How was the claim for contingent consideration resolved?

Ardagh claimed £7.39m contingent consideration from Pillar (9% of the losses). Pillar refused to pay on the grounds that Yeoman’s losses were not allowable in law and, even if HMRC had technically allowed them, they had produced no commercial net benefit. Ardagh appealed on the grounds that, upon its true construction, the sale contract was solely concerned with whether the losses had been used and contained no requirement, even by implication, that their use should produce any commercial net benefit. The Court of Appeal agreed.

Was the ‘package deal’ lawful and what about the LSS?

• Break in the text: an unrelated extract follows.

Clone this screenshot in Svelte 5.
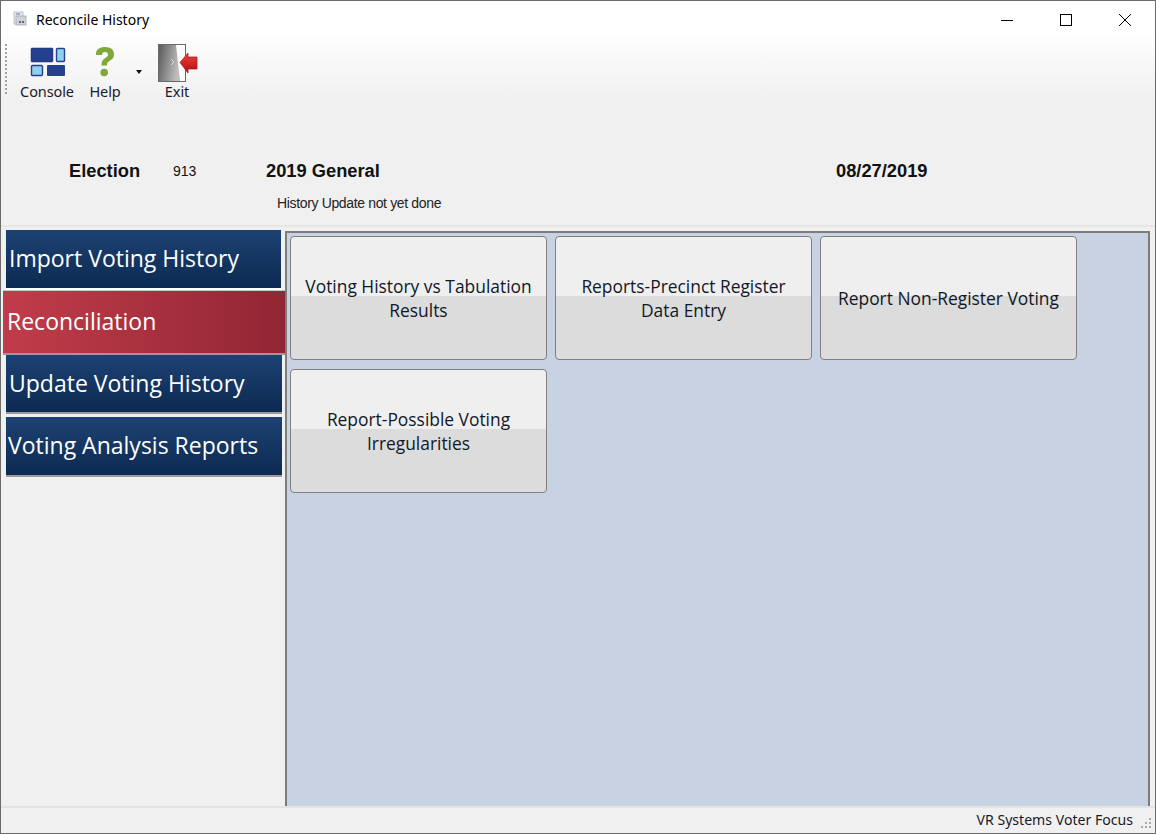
<script>
  const tabs = [
    { label: 'Import Voting History', kind: 'imp' },
    { label: 'Reconciliation', kind: 'active' },
    { label: 'Update Voting History', kind: 'upd' },
    { label: 'Voting Analysis Reports', kind: 'ana' }
  ];
  const buttons = [
    ['Voting History vs Tabulation', 'Results'],
    ['Reports-Precinct Register', 'Data Entry'],
    ['Report Non-Register Voting'],
    ['Report-Possible Voting', 'Irregularities']
  ];
</script>

<div class="window">
  <header class="titlebar">
    <svg class="appicon" width="16" height="16" viewBox="0 0 16 16">
      <rect x="2" y="1" width="9" height="12" fill="#e4e6ee" stroke="#b4b8c6" stroke-width="0.8"/>
      <rect x="4" y="5" width="10" height="9" fill="#cfd3dd" stroke="#a5a9b6" stroke-width="0.8"/>
      <rect x="7" y="10" width="2" height="2" fill="#666"/>
      <rect x="10" y="10" width="2" height="2" fill="#666"/>
      <rect x="4" y="2" width="4" height="2" fill="#9db4d0"/>
    </svg>
    <span class="title">Reconcile History</span>
    <div class="winctl">
      <svg width="12" height="12" viewBox="0 0 12 12"><path d="M0 6.5H12" stroke="#000" stroke-width="1"/></svg>
      <svg width="12" height="12" viewBox="0 0 12 12"><rect x="0.5" y="0.5" width="11" height="11" fill="none" stroke="#000"/></svg>
      <svg width="12" height="12" viewBox="0 0 12 12"><path d="M0 0L12 12M12 0L0 12" stroke="#000" stroke-width="1"/></svg>
    </div>
  </header>

  <nav class="toolbar">
    <div class="grip"></div>
    <div class="tool console">
      <svg width="36" height="30" viewBox="0 0 36 30">
        <rect x="1" y="1" width="22" height="14" rx="1" fill="#25408f" stroke="#1b2f70" stroke-width="0.5"/>
        <rect x="26.5" y="1.5" width="8" height="13" rx="1" fill="#8fd0ee" stroke="#25408f" stroke-width="1.4"/>
        <rect x="1.5" y="18.5" width="11" height="10" rx="1" fill="#8fd0ee" stroke="#25408f" stroke-width="1.4"/>
        <rect x="17" y="18" width="18" height="11" rx="1" fill="#25408f"/>
      </svg>
      <span>Console</span>
    </div>
    <div class="tool help">
      <svg width="24" height="34" viewBox="0 0 24 34">
        <path d="M3 9C3 4 7 2 12 2C18 2 21 5 21 9.500C21 13 19 14.500 16.500 16C14.500 17.200 14 18 14 20.500H8.500C8.500 16.500 9.500 15 12 13.200C14 11.800 15 11 15 9.500C15 8 13.800 7 12 7C10 7 9 8.200 9 10H3Z" fill="#7fa83c"/>
        <circle cx="11.200" cy="27.500" r="3.800" fill="#7fa83c"/>
      </svg>
      <span>Help</span>
    </div>
    <div class="caret"></div>
    <div class="tool exit">
      <svg width="40" height="38" viewBox="0 0 40 38">
        <defs>
          <linearGradient id="door" x1="0" x2="1" y1="0" y2="0.300">
            <stop offset="0" stop-color="#5a5a5a"/>
            <stop offset="1" stop-color="#bdbdbd"/>
          </linearGradient>
          <linearGradient id="arrow" x1="0" x2="0" y1="0" y2="1">
            <stop offset="0" stop-color="#f2403c"/>
            <stop offset="1" stop-color="#b00d12"/>
          </linearGradient>
        </defs>
        <rect x="0.500" y="0.500" width="27" height="37" fill="#fbfbfb" stroke="#6a6a6a"/>
        <path d="M1 1H18L22 37H1Z" fill="url(#door)"/>
        <path d="M13 15L16 18L13 21" fill="none" stroke="#ddd" stroke-width="1"/>
        <path d="M22 18.500L30 9V13H39V25H30V29Z" fill="url(#arrow)" stroke="#a01015" stroke-width="0.700"/>
      </svg>
      <span>Exit</span>
    </div>
  </nav>

  <section class="info">
    <div class="info-row">
      <b>Election</b>
      <span class="num">913</span>
      <b>2019 General</b>
      <b>08/27/2019</b>
    </div>
    <div class="status-msg">History Update not yet done</div>
  </section>

  <main class="body">
    <aside class="tabs">
      {#each tabs as t}
        <div class="tab {t.kind}">{t.label}</div>
      {/each}
    </aside>
    <div class="panel">
      {#each buttons as lines}
        <button class="action">
          {#each lines as l}<span>{l}</span>{/each}
        </button>
      {/each}
    </div>
  </main>

  <footer class="statusbar">
    <span>VR Systems Voter Focus</span>
    <svg class="resize" width="14" height="14" viewBox="0 0 14 14" fill="#a9a9a9">
      <rect x="10" y="2" width="2" height="2"/><rect x="6" y="6" width="2" height="2"/><rect x="10" y="6" width="2" height="2"/>
      <rect x="2" y="10" width="2" height="2"/><rect x="6" y="10" width="2" height="2"/><rect x="10" y="10" width="2" height="2"/>
    </svg>
  </footer>
</div>

<style>
  :global(body) { margin: 0; background: #f0f0f0; }
  .window {
    box-sizing: border-box;
    width: 1156px;
    height: 834px;
    border: 1px solid #6b6b6b;
    display: flex;
    flex-direction: column;
    background: #f0f0f0;
    font-family: "Open Sans", "Noto Sans", sans-serif;
    overflow: hidden;
  }
  .titlebar {
    flex: 0 0 37px;
    background: #fff;
    display: flex;
    align-items: center;
    padding-left: 11px;
    font-family: "Noto Sans", "Open Sans", sans-serif;
  }
  .appicon { margin-right: 8px; margin-top: -2px; }
  .title { font-size: 14px; color: #000; margin-top: -1px; }
  .winctl {
    margin-left: auto;
    display: flex;
    gap: 47px;
    padding-right: 24px;
    align-items: center;
    margin-top: 1px;
  }
  .toolbar {
    flex: 0 0 62px;
    box-sizing: border-box;
    background: linear-gradient(#fdfdfd, #f0f0f0);
    display: flex;
    align-items: flex-start;
    padding: 2px 0 0 4px;
    font-family: "Noto Sans", "Open Sans", sans-serif;
    font-size: 14.500px;
    color: #1a1a2a;
  }
  .grip {
    width: 2px;
    height: 52px;
    margin-top: 4px;
    background: repeating-linear-gradient(#a0a0a0 0 2px, transparent 2px 4px);
  }
  .tool {
    display: flex;
    flex-direction: column;
    align-items: center;
    height: 60px;
    justify-content: flex-end;
  }
  .tool span { line-height: 18px; height: 18px; letter-spacing: -0.1px; }
  .console { margin-left: 12px; width: 56px; }
  .console svg { margin-bottom: 5px; margin-left: 2px; }
  .help { margin-left: 10px; width: 40px; }
  .help svg { margin-bottom: 3px; }
  .caret {
    width: 0; height: 0;
    margin: 30px 0 0 11px;
    border: 3.5px solid transparent;
    border-top: 4px solid #111;
    border-bottom: 0;
  }
  .exit { margin-left: 13px; width: 44px; }
  .exit svg { margin-bottom: 0; margin-left: 2px; }
  .info {
    flex: 0 0 127px;
    box-sizing: border-box;
    border-bottom: 2px solid #e6e6e6;
    padding-top: 60px;
    font-family: "Liberation Sans", Arial, sans-serif;
    color: #111;
  }
  .info-row {
    display: grid;
    grid-template-columns: 104px 93px 570px auto;
    padding-left: 68px;
    align-items: center;
    height: 20px;
    font-size: 18.300px;
  }
  .num { font-size: 14px; }
  .status-msg { font-size: 14px; margin: 15px 0 0 276px; letter-spacing: -0.35px; color: #222; line-height: 16px; }
  .body { flex: 1 1 0; display: flex; min-height: 0; }
  .tabs {
    width: 284px;
    flex: none;
    box-sizing: border-box;
    padding: 3px 0 0 0;
    display: flex;
    flex-direction: column;
    color: #fff;
    font-size: 23px;
  }
  .tab {
    box-sizing: border-box;
    margin-left: 5px;
    width: 275px;
    display: flex;
    align-items: center;
    padding-left: 3px;
    padding-bottom: 2px;
    white-space: nowrap;
    background: linear-gradient(#1d4272, #0c2a52);
    border-bottom: 2px solid #9a9a9a;
  }
  .imp { height: 60px; border-bottom-color: #fff; }
  .active {
    height: 65px;
    margin-left: 2px;
    width: 282px;
    padding-left: 4px;
    background: linear-gradient(90deg, #c13c4a, #922634);
    border-top: 1px solid #c9c9c9;
  }
  .upd { height: 59px; width: 276px; }
  .ana { height: 60px; margin-top: 3px; width: 276px; padding-left: 2px; }
  .panel {
    flex: 1 1 0;
    margin-right: 5px;
    box-sizing: border-box;
    margin-top: 4px;
    background: #c9d2e3;
    border: 2px solid #7c7c7c;
    border-bottom: 0;
    padding: 3px 0 0 3px;
    display: grid;
    grid-template-columns: repeat(3, 257px);
    grid-auto-rows: 124px;
    column-gap: 8px;
    row-gap: 9px;
    align-content: start;
    overflow: hidden;
  }
  .action {
    box-sizing: border-box;
    border: 1px solid #808080;
    border-radius: 4px;
    background: linear-gradient(#efefef 0 48.500%, #dcdcdc 48.500% 100%);
    display: flex;
    flex-direction: column;
    align-items: center;
    justify-content: center;
    padding: 0;
    font-family: "Open Sans", "Noto Sans", sans-serif;
    font-size: 17.400px;
    line-height: 24px;
    color: #111827;
  }
  .statusbar {
    flex: 0 0 27px;
    box-sizing: border-box;
    border-top: 2px solid #e3e3e3;
    display: flex;
    align-items: center;
    justify-content: flex-end;
    font-family: "Noto Sans", "Open Sans", sans-serif;
    font-size: 14.100px;
    color: #1a1a2a;
    padding: 0 2px 3px 0;
  }
  .resize { margin-left: 6px; margin-top: 8px; }
</style>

Perhaps unsurprisingly, neither party wished the court to determine the legality of the package deal. HMRC’s litigation and settlement strategy (LSS) was in force, but the judgment does not discuss whether the package deal complied with it. HMRC sharpened the LSS in 2011 to ban package deals. Even if the contract settlement complied with the original LSS, it is astonishing that HMRC allowed a loss offset which it steadfastly maintained was invalid, especially if (which is not clear) it knew this would result in an interest saving.

In this sense, the case is reminiscent of the challenge by UK Uncut of HMRC’s decision to settle a NICs dispute with Goldman Sachs without charging interest (UK Uncut Legal Action v HMRC [2013] EWHC 1283 (Admin)). Their claim that this was unlawful for failing to follow the LSS was unsuccessful, but put an intense spotlight on a string of legal and procedural errors by HMRC officials.

What are the lessons for advisers?

From the litigation standpoint, this is surely a ‘limited edition’ case. HMRC has had a torrid year, in which it has been accused in Parliament of being soft on tax-avoiding big companies and suffered the indignity of the UK Uncut judicial review. It seems inconceivable that it would ever again enter into a package deal of the kind seen in Ardagh. Nevertheless, HMRC’s unresolved caseload is at a record high and it is under pressure to clear the backlog. So you never know.

There are, however, valuable lessons for the drafter of contingent consideration provisions. The case shows that losses can be allowable, or even allowed, with no commercial net benefit to the purchaser. The drafter will, therefore, rarely provide for a percentage of a loss to be payable on the loss becoming available, as it may end up stranded in the wrong company. It should also beware providing for such consideration to be payable on the loss being used, as its use may oust an otherwise available purchaser relief or the rate of tax may fall. Even providing for contingent consideration to be payable on tax actually saved can be risky, because, as Ardagh demonstrates, HMRC may allow a legally invalid tax saving. To deal with these hazards (however unlikely one may now be), the drafter could limit the payout by reference to the commercial net benefit produced by the losses. Quantifying that benefit will really test his drafting skills.